**Aim of the task**. Comb the records below for the string "index" and copy each line where it turns up.

Web page code records
--*--

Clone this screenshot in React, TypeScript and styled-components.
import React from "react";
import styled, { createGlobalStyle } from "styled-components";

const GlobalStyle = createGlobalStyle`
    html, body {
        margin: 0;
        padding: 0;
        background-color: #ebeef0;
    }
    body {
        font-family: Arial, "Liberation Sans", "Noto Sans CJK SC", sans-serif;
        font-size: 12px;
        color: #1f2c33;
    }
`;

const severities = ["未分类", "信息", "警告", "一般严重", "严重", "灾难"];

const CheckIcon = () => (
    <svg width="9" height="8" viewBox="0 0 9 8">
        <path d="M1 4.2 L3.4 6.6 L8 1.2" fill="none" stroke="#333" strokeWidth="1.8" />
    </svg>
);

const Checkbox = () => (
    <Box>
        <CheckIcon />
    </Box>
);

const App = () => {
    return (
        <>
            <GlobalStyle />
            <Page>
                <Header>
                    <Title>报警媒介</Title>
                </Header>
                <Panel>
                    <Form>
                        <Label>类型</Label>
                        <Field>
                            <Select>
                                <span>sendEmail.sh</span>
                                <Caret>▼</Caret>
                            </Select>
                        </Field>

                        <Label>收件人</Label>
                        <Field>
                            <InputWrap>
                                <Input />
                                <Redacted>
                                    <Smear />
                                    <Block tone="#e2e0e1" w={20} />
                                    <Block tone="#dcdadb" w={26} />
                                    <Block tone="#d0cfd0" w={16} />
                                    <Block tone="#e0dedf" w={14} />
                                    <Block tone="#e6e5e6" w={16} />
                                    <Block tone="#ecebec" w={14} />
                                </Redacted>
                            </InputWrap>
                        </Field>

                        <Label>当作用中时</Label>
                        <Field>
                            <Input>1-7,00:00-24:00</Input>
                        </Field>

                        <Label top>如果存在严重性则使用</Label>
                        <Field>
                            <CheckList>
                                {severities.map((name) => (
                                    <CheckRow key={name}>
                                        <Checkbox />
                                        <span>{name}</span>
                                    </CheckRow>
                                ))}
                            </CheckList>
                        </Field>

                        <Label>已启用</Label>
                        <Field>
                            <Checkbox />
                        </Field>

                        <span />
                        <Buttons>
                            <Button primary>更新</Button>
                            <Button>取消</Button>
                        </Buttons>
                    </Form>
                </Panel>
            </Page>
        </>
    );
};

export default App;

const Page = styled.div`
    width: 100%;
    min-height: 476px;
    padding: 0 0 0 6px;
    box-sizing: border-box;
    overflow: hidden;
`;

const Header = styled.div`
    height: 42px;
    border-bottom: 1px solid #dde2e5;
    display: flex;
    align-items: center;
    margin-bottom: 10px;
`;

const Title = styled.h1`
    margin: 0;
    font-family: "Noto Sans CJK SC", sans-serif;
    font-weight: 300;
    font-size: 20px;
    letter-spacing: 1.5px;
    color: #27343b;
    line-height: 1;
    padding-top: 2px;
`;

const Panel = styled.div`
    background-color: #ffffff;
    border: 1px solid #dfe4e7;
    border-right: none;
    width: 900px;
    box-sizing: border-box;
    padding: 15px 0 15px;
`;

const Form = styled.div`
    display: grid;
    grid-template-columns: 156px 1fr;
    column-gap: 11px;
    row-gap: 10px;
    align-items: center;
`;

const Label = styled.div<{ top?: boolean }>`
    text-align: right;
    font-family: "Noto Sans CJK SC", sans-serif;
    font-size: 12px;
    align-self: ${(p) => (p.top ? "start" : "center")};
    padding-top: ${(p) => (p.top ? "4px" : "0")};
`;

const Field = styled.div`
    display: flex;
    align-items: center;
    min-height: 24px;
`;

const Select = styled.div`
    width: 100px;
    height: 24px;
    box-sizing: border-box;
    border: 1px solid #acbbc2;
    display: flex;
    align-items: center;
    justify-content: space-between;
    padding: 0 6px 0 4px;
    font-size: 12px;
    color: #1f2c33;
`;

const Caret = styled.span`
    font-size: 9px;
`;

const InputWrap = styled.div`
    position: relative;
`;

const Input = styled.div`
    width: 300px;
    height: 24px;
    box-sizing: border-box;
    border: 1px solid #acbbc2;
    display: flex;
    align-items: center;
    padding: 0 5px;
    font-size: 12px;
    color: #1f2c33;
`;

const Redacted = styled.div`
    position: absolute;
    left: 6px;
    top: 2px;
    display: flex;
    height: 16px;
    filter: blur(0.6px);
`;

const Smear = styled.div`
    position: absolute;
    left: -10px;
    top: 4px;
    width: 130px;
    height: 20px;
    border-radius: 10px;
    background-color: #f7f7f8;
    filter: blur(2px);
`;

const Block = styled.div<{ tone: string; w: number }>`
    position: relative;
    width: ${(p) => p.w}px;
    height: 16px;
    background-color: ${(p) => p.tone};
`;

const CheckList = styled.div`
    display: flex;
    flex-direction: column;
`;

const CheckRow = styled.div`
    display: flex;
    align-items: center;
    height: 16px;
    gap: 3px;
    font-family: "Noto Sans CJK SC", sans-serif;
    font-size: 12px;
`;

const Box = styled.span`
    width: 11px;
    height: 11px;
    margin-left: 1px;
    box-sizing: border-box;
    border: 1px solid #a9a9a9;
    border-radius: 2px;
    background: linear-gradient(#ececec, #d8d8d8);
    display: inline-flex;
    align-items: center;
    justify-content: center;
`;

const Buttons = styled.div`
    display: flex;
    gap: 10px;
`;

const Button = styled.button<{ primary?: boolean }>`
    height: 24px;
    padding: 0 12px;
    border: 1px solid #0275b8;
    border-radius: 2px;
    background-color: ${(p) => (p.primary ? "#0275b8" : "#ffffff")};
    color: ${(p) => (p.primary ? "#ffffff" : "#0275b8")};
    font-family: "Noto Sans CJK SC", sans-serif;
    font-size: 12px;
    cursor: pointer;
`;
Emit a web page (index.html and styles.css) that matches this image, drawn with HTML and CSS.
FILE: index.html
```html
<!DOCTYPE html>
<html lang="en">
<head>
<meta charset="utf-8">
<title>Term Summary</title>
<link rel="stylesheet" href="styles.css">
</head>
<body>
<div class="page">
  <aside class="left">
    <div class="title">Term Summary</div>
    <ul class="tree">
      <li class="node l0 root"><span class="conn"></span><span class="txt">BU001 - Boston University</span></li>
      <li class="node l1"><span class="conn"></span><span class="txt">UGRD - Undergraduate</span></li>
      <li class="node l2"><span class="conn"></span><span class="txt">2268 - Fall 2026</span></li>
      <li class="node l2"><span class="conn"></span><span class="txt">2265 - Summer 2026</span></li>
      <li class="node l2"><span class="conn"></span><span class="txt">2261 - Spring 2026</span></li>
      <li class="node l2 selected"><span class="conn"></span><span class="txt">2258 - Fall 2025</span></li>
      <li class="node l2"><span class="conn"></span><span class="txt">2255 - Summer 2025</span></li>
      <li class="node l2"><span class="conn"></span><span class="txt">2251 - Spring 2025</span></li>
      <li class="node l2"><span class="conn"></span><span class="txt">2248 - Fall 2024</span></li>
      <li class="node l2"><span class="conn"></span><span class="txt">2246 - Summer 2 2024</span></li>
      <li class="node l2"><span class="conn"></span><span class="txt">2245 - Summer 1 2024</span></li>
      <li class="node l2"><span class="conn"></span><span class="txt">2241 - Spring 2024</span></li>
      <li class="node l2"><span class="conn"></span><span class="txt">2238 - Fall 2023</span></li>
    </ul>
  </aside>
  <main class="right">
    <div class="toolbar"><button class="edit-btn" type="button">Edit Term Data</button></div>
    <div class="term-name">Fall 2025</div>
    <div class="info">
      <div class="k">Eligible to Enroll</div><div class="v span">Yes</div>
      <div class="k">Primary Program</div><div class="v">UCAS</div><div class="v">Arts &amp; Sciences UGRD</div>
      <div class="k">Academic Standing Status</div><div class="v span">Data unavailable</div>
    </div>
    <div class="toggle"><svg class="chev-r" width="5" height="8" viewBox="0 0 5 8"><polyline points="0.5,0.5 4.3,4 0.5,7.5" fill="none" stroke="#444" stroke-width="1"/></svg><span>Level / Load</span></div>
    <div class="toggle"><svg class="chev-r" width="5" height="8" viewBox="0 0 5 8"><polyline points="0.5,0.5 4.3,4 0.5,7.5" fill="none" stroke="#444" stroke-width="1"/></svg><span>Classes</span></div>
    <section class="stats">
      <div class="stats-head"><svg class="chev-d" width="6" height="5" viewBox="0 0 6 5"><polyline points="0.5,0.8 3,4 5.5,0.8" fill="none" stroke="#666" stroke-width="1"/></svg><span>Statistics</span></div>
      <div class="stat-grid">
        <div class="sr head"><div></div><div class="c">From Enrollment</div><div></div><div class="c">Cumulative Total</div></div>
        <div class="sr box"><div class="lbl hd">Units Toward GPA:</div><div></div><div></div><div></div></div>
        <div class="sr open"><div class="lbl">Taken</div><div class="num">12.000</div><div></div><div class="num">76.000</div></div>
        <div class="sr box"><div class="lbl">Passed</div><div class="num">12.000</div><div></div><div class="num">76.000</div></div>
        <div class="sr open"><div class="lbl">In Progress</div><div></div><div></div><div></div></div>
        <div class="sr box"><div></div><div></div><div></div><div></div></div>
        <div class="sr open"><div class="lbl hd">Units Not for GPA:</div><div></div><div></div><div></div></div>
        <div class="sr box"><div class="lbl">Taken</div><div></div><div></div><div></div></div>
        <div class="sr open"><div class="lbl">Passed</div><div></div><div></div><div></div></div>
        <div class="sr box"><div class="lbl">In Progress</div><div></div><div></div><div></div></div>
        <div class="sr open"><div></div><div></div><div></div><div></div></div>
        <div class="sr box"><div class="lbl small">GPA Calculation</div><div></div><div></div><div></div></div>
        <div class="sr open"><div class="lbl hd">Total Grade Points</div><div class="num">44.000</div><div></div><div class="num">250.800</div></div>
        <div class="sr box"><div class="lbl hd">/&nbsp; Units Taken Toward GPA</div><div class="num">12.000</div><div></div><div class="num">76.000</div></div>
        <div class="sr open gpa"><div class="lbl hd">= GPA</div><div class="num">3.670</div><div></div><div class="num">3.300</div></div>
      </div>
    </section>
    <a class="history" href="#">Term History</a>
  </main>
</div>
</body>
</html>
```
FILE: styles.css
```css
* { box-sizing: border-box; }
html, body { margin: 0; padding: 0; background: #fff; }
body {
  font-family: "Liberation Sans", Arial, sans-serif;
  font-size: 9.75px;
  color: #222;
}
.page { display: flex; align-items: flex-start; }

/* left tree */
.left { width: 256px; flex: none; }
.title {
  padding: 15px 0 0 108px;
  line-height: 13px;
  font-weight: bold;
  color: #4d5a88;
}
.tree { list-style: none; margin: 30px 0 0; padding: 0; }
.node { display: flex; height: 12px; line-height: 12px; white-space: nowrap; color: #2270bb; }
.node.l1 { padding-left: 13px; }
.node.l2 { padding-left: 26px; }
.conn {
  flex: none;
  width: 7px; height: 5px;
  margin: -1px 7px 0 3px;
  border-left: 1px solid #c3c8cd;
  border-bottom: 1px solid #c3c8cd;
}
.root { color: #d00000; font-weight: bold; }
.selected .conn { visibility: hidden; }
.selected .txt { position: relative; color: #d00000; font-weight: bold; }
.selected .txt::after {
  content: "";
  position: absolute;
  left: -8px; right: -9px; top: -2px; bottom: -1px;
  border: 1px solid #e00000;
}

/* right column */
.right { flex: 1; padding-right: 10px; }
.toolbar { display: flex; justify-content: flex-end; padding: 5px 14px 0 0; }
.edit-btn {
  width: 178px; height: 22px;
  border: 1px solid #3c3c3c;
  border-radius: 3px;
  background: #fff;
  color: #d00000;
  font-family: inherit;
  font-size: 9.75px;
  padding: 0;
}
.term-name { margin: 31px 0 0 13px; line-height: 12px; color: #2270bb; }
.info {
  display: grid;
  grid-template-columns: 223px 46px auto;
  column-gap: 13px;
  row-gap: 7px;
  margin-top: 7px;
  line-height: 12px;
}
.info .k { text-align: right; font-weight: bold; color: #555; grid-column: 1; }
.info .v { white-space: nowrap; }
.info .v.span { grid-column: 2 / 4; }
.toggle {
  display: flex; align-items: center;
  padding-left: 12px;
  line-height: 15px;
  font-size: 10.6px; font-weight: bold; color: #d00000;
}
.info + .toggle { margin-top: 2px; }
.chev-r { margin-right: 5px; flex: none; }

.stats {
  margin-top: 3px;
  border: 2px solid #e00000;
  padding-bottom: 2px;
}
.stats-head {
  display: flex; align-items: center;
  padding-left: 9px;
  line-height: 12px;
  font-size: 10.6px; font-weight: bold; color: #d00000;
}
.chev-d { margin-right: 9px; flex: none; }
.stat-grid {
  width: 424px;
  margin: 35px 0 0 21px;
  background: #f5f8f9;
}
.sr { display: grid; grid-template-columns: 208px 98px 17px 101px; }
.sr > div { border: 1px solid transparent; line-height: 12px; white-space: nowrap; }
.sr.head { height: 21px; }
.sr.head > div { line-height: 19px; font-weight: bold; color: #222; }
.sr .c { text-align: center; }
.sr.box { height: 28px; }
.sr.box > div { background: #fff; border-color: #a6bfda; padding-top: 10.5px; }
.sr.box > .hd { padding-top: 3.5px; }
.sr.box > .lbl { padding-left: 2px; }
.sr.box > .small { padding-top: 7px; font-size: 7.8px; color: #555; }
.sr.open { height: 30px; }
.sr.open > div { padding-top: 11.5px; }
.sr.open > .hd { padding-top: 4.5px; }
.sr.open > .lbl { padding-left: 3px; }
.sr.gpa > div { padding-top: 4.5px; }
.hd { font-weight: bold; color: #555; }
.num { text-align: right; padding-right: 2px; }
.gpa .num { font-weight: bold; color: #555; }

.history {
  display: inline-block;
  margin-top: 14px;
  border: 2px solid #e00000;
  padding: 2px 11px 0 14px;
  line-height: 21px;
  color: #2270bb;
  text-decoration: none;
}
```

--*--

**Reply**.
Emit a web page (index.html and styles.css) that matches this image, drawn with HTML and CSS.
FILE: index.html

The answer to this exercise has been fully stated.